If I recall correctly, Moby had an incredibly hard time launching his career until he went out and marketed his music for commercial purposes. He’s had plenty of help along the way but he’s a fairly self-made musician who identified an untapped market and tapped the hell out of it (remember when ever third commercial on TV had a Moby song in the background?)

Anonymous Coward says:

Moby is one of the most ethically responsible artists I have heard about in recent years. As an example, a couple years ago he was approached to have one of his songs in a car ad. He repeatedly refused.

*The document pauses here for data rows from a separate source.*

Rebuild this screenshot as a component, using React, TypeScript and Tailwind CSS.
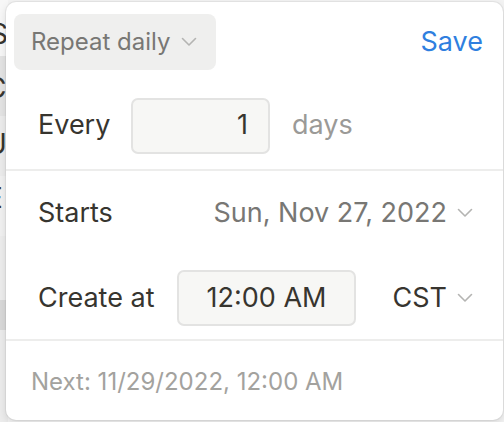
const font = { fontFamily: 'Inter, "Noto Sans", sans-serif' }

const Chevron = () => (
  <svg width="16" height="10" viewBox="0 0 16 10" className="ml-[10px] shrink-0">
    <path d="M1.5 1.5 L8 8 L14.5 1.5" fill="none" stroke="#b4b4b2" strokeWidth="1.6" strokeLinecap="round" strokeLinejoin="round" />
  </svg>
)

export default function App() {
  return (
    <div className="relative h-[422px] w-[504px] overflow-hidden bg-[#f3f3f3]" style={font}>
      {/* page behind the popover */}
      <div className="absolute inset-y-0 left-0 flex w-[8px] flex-col text-[28px] leading-none text-[#37352f]">
        <div className="h-[56px] bg-[#f7f7f7] pt-[20px] -ml-[10px]">S</div>
        <div className="h-[60px] bg-[#e4e4e4] pt-[18px] -ml-[14px]">C</div>
        <div className="h-[60px] bg-[#ececec] pt-[14px] -ml-[14px]">U</div>
        <div className="h-[60px] bg-[#f1f1f1] pt-[8px] -ml-[14px]">E</div>
        <div className="h-[64px] bg-[#ededed]" />
        <div className="h-[30px] bg-[#d9d9d9]" />
        <div className="flex-1 bg-[#ececec]" />
      </div>

      <div className="absolute left-[6px] top-[2px] right-[1px] bottom-[2px] flex flex-col rounded-[10px] bg-white shadow-[0_0_0_1px_rgba(15,15,15,0.05),0_3px_8px_rgba(15,15,15,0.12)]">
        <div className="flex items-center justify-between pl-[8px] pr-[20px] pt-[12px]">
          <button className="flex h-[56px] w-[202px] items-center rounded-[8px] bg-[#efefee] pl-[17px] text-[24px] text-[#787774]">
            Repeat daily
            <Chevron />
          </button>
          <span className="text-[27px] text-[#2f7fdf]">Save</span>
        </div>

        <div className="flex h-[101px] items-center pl-[32px] pt-[12px] border-b-2 border-[#ededec]">
          <span className="w-[93px] text-[27px] text-[#37352f]">Every</span>
          <div className="flex h-[56px] w-[139px] items-center justify-end rounded-[7px] border-2 border-[#e3e3e2] bg-[#f7f7f5] pr-[20px] text-[27px] text-[#37352f]">
            1
          </div>
          <span className="ml-[22px] text-[27px] text-[#9b9a97]">days</span>
        </div>

        <div className="flex h-[84px] items-center justify-between pl-[32px] pr-[30px]">
          <span className="text-[27px] text-[#37352f]">Starts</span>
          <span className="flex items-center text-[27px] text-[#787774]">
            Sun, Nov 27, 2022
            <Chevron />
          </span>
        </div>

        <div className="flex h-[86px] items-center pl-[32px] pr-[30px] pt-[2px] border-b-2 border-[#ededec]">
          <span className="w-[139px] text-[27px] text-[#37352f]">Create at</span>
          <div className="flex h-[56px] w-[179px] items-center justify-center rounded-[7px] border-2 border-[#e3e3e2] bg-[#f7f7f5] text-[27px] text-[#37352f]">
            12:00 AM
          </div>
          <span className="ml-auto flex items-center text-[27px] text-[#37352f]">
            CST
            <Chevron />
          </span>
        </div>

        <div className="flex flex-1 items-center pl-[25px] pt-[2px] text-[24px] text-[#a3a29e]">
          Next: 11/29/2022, 12:00 AM
        </div>
      </div>
    </div>
  )
}
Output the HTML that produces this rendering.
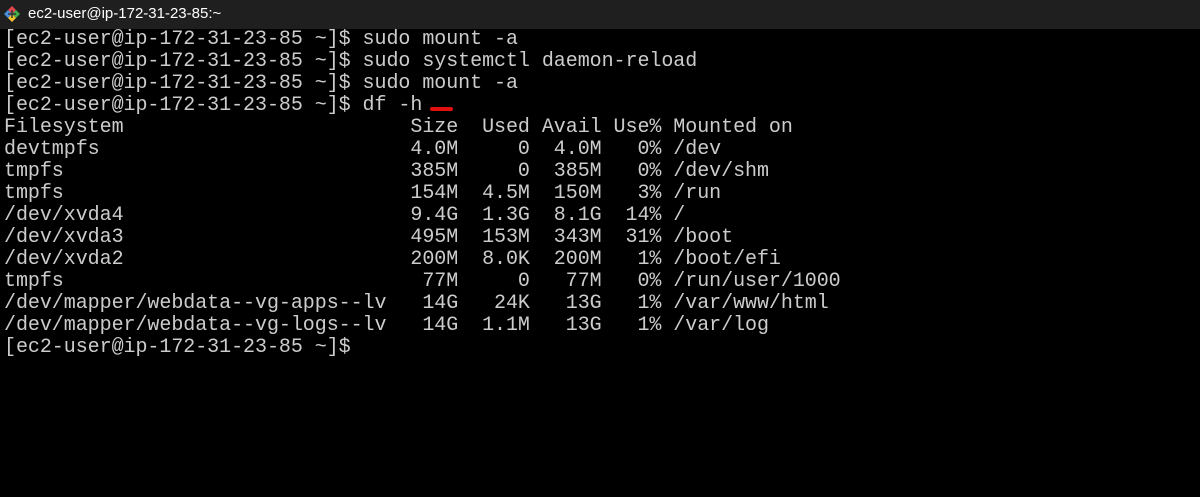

Later he realized that the best way to combat what he saw as problems with the automobile industry was to license the song to them then contribute the money he earned to anti auto industry groups. I don’t agree with all of his politics, but I have a great deal of respect for how responsibly he supports them.

Based on this behavior I don’t think your accusation is fair. He has shown he backs up his beliefs with actions. Know who you’re talking about next time you feel like chiming in.

Anonymous Coward says:

Re: Re: Ethically Responsible?

Moby, like many “artists” is pretty much there for the cash. He is there to be cool. Being cool right now is dissing the RIAA and the like. But in the end, Moby lives his very comfortable life of artist leisure exactly because of groups like the RIAA, copyright, and all those other things.

Nothing like being two faced.

Robert Fisher (user link) says:

I never could understand why the RIAA did not embrace the movement instead of fighting it. I am sure they did a business analysis to see which would pay them more. I think their analysis was wrong and they should make all of their music available for download. I personally don’t like CDs because it is usually 13/14% crap. And the RIAA knows this!

PeterG says:

RIAA type groups of entrenched industry reactives, merely fight any change, they don’t engage in long term thinking.

Content industry fought to stop tape recorders and VCRs like they would be Armageddon. Luckily they lost and then made ridiculous amounts of money selling media for these devices.

They can’t even be trusted to act in thier own best interest, let alone ours.

WammerJammer (profile) says:


And I quote ‘Rather than deal with reality, they just want it to go away.’ Well this is one customer that went away. I only buy indie anymore. They don’t know who the royalties go to anyway. No Radio Stations submit Play lists with their royalty payments. BMI, ASCAP and SESAC have no idea who is owed what? So Screw them I don’t have to buy their product.